# start of COLLECTED DATA

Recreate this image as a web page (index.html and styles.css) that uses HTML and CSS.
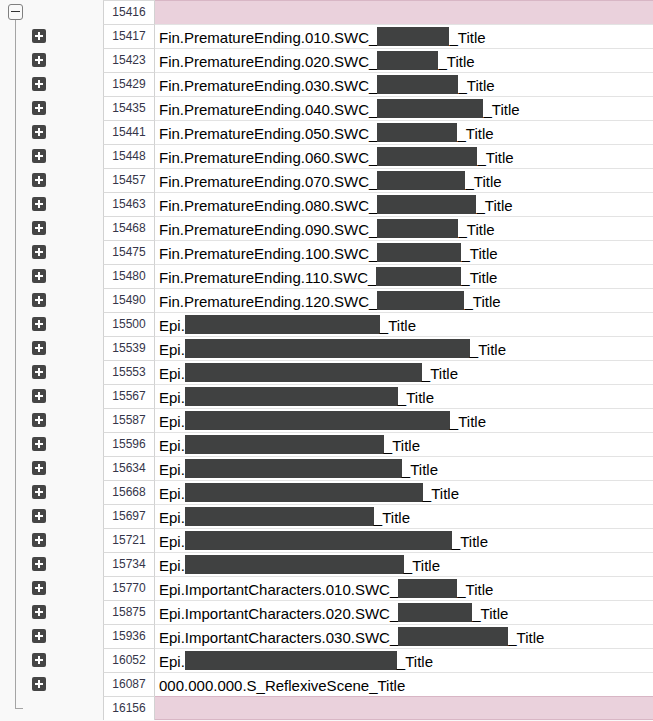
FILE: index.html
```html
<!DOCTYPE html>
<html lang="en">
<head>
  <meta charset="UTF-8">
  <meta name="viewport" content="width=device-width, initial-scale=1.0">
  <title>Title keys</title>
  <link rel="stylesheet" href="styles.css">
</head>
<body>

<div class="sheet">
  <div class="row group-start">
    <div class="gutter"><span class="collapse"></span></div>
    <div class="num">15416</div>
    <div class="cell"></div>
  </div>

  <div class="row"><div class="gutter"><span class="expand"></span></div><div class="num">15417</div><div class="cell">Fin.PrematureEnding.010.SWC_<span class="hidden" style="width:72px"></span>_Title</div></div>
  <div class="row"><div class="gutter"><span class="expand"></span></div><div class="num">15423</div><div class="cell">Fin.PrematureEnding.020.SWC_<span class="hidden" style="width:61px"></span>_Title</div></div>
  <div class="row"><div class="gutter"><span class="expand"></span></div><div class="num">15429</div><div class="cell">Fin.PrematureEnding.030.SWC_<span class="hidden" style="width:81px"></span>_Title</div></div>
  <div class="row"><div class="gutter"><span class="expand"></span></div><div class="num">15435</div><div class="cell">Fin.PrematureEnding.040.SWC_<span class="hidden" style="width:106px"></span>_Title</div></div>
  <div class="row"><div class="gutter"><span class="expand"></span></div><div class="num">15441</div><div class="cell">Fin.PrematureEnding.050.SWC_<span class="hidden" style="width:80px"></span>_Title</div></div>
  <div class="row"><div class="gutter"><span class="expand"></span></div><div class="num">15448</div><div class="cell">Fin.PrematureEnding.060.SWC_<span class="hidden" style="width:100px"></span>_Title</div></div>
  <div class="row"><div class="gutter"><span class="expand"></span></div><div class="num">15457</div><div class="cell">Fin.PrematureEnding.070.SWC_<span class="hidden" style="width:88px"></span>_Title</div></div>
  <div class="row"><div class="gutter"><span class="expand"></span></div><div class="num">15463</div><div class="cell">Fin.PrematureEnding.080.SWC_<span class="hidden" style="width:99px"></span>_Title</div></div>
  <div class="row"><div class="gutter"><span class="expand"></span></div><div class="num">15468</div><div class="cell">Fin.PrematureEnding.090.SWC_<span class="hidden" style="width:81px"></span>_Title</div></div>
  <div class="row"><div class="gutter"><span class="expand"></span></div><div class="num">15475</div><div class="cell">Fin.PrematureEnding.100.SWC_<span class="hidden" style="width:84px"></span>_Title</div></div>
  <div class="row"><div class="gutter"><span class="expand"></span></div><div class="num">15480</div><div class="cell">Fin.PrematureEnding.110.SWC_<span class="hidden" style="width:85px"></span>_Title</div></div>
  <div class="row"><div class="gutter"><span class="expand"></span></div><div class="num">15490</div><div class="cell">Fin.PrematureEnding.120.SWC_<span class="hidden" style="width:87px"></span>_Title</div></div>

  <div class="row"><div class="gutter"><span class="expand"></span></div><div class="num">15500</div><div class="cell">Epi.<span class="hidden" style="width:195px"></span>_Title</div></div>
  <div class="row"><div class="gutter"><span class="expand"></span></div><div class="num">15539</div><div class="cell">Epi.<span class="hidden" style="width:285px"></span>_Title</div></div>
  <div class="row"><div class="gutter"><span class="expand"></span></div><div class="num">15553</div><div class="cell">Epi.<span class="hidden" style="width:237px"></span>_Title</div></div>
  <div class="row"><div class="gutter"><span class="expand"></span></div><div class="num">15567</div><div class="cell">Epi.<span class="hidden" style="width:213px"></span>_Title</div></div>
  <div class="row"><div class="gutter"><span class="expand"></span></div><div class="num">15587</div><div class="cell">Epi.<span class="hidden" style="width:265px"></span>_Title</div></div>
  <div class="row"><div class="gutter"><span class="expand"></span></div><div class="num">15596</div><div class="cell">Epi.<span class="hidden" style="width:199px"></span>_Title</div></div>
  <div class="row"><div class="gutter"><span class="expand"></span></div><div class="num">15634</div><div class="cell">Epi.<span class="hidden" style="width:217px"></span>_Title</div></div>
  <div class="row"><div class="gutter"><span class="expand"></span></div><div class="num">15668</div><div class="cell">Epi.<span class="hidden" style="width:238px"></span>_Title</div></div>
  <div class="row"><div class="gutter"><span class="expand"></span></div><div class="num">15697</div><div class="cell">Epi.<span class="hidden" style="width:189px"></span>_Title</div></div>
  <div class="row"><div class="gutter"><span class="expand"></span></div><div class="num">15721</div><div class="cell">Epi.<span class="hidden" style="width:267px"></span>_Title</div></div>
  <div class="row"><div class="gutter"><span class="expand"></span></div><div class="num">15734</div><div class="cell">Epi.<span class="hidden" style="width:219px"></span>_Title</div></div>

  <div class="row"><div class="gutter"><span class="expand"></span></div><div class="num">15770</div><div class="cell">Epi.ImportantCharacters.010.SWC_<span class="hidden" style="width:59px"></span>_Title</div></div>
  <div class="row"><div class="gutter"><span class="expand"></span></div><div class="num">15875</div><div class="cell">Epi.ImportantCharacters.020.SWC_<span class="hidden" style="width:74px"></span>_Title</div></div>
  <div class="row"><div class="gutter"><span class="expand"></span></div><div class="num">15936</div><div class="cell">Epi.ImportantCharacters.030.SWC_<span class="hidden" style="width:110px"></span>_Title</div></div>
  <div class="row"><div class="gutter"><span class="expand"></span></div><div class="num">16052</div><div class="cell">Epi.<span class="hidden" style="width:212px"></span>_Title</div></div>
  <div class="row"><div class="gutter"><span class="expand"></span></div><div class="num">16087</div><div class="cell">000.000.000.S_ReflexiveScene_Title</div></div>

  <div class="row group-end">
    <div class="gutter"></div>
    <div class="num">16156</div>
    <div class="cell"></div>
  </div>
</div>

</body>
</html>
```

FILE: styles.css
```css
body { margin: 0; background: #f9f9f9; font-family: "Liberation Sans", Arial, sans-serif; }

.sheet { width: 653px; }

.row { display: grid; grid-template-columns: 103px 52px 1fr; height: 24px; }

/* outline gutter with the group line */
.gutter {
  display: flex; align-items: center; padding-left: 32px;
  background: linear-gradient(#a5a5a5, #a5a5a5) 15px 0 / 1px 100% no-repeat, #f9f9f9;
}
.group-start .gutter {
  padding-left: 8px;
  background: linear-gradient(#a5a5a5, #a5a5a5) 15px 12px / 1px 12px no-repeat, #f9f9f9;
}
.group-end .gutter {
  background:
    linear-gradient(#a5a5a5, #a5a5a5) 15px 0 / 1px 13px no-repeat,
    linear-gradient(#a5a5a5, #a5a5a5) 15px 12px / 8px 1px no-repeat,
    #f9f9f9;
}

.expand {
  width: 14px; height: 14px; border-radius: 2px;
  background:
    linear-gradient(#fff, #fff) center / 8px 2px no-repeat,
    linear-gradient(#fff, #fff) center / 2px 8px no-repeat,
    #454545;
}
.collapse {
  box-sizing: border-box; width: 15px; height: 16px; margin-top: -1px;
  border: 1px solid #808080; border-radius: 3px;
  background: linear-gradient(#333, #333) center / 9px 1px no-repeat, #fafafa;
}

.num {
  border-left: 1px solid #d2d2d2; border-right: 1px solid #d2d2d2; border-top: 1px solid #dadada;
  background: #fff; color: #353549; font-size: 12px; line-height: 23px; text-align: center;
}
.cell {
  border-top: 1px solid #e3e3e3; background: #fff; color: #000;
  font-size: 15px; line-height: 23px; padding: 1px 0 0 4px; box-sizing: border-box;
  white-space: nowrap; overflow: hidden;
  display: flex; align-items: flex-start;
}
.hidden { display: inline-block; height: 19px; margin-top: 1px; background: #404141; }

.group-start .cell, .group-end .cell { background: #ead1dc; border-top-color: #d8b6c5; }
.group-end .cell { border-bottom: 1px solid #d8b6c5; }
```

# end of COLLECTED DATA

**GOAL**
Quote all the lines above exactly as given. Do not include the pictures.

**ANSWER BELOW**
Recreate this image as a web page (index.html and styles.css) that uses HTML and CSS.
FILE: index.html
```html
<!DOCTYPE html>
<html lang="en">
<head>
  <meta charset="UTF-8">
  <meta name="viewport" content="width=device-width, initial-scale=1.0">
  <title>Title keys</title>
  <link rel="stylesheet" href="styles.css">
</head>
<body>

<div class="sheet">
  <div class="row group-start">
    <div class="gutter"><span class="collapse"></span></div>
    <div class="num">15416</div>
    <div class="cell"></div>
  </div>

  <div class="row"><div class="gutter"><span class="expand"></span></div><div class="num">15417</div><div class="cell">Fin.PrematureEnding.010.SWC_<span class="hidden" style="width:72px"></span>_Title</div></div>
  <div class="row"><div class="gutter"><span class="expand"></span></div><div class="num">15423</div><div class="cell">Fin.PrematureEnding.020.SWC_<span class="hidden" style="width:61px"></span>_Title</div></div>
  <div class="row"><div class="gutter"><span class="expand"></span></div><div class="num">15429</div><div class="cell">Fin.PrematureEnding.030.SWC_<span class="hidden" style="width:81px"></span>_Title</div></div>
  <div class="row"><div class="gutter"><span class="expand"></span></div><div class="num">15435</div><div class="cell">Fin.PrematureEnding.040.SWC_<span class="hidden" style="width:106px"></span>_Title</div></div>
  <div class="row"><div class="gutter"><span class="expand"></span></div><div class="num">15441</div><div class="cell">Fin.PrematureEnding.050.SWC_<span class="hidden" style="width:80px"></span>_Title</div></div>
  <div class="row"><div class="gutter"><span class="expand"></span></div><div class="num">15448</div><div class="cell">Fin.PrematureEnding.060.SWC_<span class="hidden" style="width:100px"></span>_Title</div></div>
  <div class="row"><div class="gutter"><span class="expand"></span></div><div class="num">15457</div><div class="cell">Fin.PrematureEnding.070.SWC_<span class="hidden" style="width:88px"></span>_Title</div></div>
  <div class="row"><div class="gutter"><span class="expand"></span></div><div class="num">15463</div><div class="cell">Fin.PrematureEnding.080.SWC_<span class="hidden" style="width:99px"></span>_Title</div></div>
  <div class="row"><div class="gutter"><span class="expand"></span></div><div class="num">15468</div><div class="cell">Fin.PrematureEnding.090.SWC_<span class="hidden" style="width:81px"></span>_Title</div></div>
  <div class="row"><div class="gutter"><span class="expand"></span></div><div class="num">15475</div><div class="cell">Fin.PrematureEnding.100.SWC_<span class="hidden" style="width:84px"></span>_Title</div></div>
  <div class="row"><div class="gutter"><span class="expand"></span></div><div class="num">15480</div><div class="cell">Fin.PrematureEnding.110.SWC_<span class="hidden" style="width:85px"></span>_Title</div></div>
  <div class="row"><div class="gutter"><span class="expand"></span></div><div class="num">15490</div><div class="cell">Fin.PrematureEnding.120.SWC_<span class="hidden" style="width:87px"></span>_Title</div></div>

  <div class="row"><div class="gutter"><span class="expand"></span></div><div class="num">15500</div><div class="cell">Epi.<span class="hidden" style="width:195px"></span>_Title</div></div>
  <div class="row"><div class="gutter"><span class="expand"></span></div><div class="num">15539</div><div class="cell">Epi.<span class="hidden" style="width:285px"></span>_Title</div></div>
  <div class="row"><div class="gutter"><span class="expand"></span></div><div class="num">15553</div><div class="cell">Epi.<span class="hidden" style="width:237px"></span>_Title</div></div>
  <div class="row"><div class="gutter"><span class="expand"></span></div><div class="num">15567</div><div class="cell">Epi.<span class="hidden" style="width:213px"></span>_Title</div></div>
  <div class="row"><div class="gutter"><span class="expand"></span></div><div class="num">15587</div><div class="cell">Epi.<span class="hidden" style="width:265px"></span>_Title</div></div>
  <div class="row"><div class="gutter"><span class="expand"></span></div><div class="num">15596</div><div class="cell">Epi.<span class="hidden" style="width:199px"></span>_Title</div></div>
  <div class="row"><div class="gutter"><span class="expand"></span></div><div class="num">15634</div><div class="cell">Epi.<span class="hidden" style="width:217px"></span>_Title</div></div>
  <div class="row"><div class="gutter"><span class="expand"></span></div><div class="num">15668</div><div class="cell">Epi.<span class="hidden" style="width:238px"></span>_Title</div></div>
  <div class="row"><div class="gutter"><span class="expand"></span></div><div class="num">15697</div><div class="cell">Epi.<span class="hidden" style="width:189px"></span>_Title</div></div>
  <div class="row"><div class="gutter"><span class="expand"></span></div><div class="num">15721</div><div class="cell">Epi.<span class="hidden" style="width:267px"></span>_Title</div></div>
  <div class="row"><div class="gutter"><span class="expand"></span></div><div class="num">15734</div><div class="cell">Epi.<span class="hidden" style="width:219px"></span>_Title</div></div>

  <div class="row"><div class="gutter"><span class="expand"></span></div><div class="num">15770</div><div class="cell">Epi.ImportantCharacters.010.SWC_<span class="hidden" style="width:59px"></span>_Title</div></div>
  <div class="row"><div class="gutter"><span class="expand"></span></div><div class="num">15875</div><div class="cell">Epi.ImportantCharacters.020.SWC_<span class="hidden" style="width:74px"></span>_Title</div></div>
  <div class="row"><div class="gutter"><span class="expand"></span></div><div class="num">15936</div><div class="cell">Epi.ImportantCharacters.030.SWC_<span class="hidden" style="width:110px"></span>_Title</div></div>
  <div class="row"><div class="gutter"><span class="expand"></span></div><div class="num">16052</div><div class="cell">Epi.<span class="hidden" style="width:212px"></span>_Title</div></div>
  <div class="row"><div class="gutter"><span class="expand"></span></div><div class="num">16087</div><div class="cell">000.000.000.S_ReflexiveScene_Title</div></div>

  <div class="row group-end">
    <div class="gutter"></div>
    <div class="num">16156</div>
    <div class="cell"></div>
  </div>
</div>

</body>
</html>
```

FILE: styles.css
```css
body { margin: 0; background: #f9f9f9; font-family: "Liberation Sans", Arial, sans-serif; }

.sheet { width: 653px; }

.row { display: grid; grid-template-columns: 103px 52px 1fr; height: 24px; }

/* outline gutter with the group line */
.gutter {
  display: flex; align-items: center; padding-left: 32px;
  background: linear-gradient(#a5a5a5, #a5a5a5) 15px 0 / 1px 100% no-repeat, #f9f9f9;
}
.group-start .gutter {
  padding-left: 8px;
  background: linear-gradient(#a5a5a5, #a5a5a5) 15px 12px / 1px 12px no-repeat, #f9f9f9;
}
.group-end .gutter {
  background:
    linear-gradient(#a5a5a5, #a5a5a5) 15px 0 / 1px 13px no-repeat,
    linear-gradient(#a5a5a5, #a5a5a5) 15px 12px / 8px 1px no-repeat,
    #f9f9f9;
}

.expand {
  width: 14px; height: 14px; border-radius: 2px;
  background:
    linear-gradient(#fff, #fff) center / 8px 2px no-repeat,
    linear-gradient(#fff, #fff) center / 2px 8px no-repeat,
    #454545;
}
.collapse {
  box-sizing: border-box; width: 15px; height: 16px; margin-top: -1px;
  border: 1px solid #808080; border-radius: 3px;
  background: linear-gradient(#333, #333) center / 9px 1px no-repeat, #fafafa;
}

.num {
  border-left: 1px solid #d2d2d2; border-right: 1px solid #d2d2d2; border-top: 1px solid #dadada;
  background: #fff; color: #353549; font-size: 12px; line-height: 23px; text-align: center;
}
.cell {
  border-top: 1px solid #e3e3e3; background: #fff; color: #000;
  font-size: 15px; line-height: 23px; padding: 1px 0 0 4px; box-sizing: border-box;
  white-space: nowrap; overflow: hidden;
  display: flex; align-items: flex-start;
}
.hidden { display: inline-block; height: 19px; margin-top: 1px; background: #404141; }

.group-start .cell, .group-end .cell { background: #ead1dc; border-top-color: #d8b6c5; }
.group-end .cell { border-bottom: 1px solid #d8b6c5; }
```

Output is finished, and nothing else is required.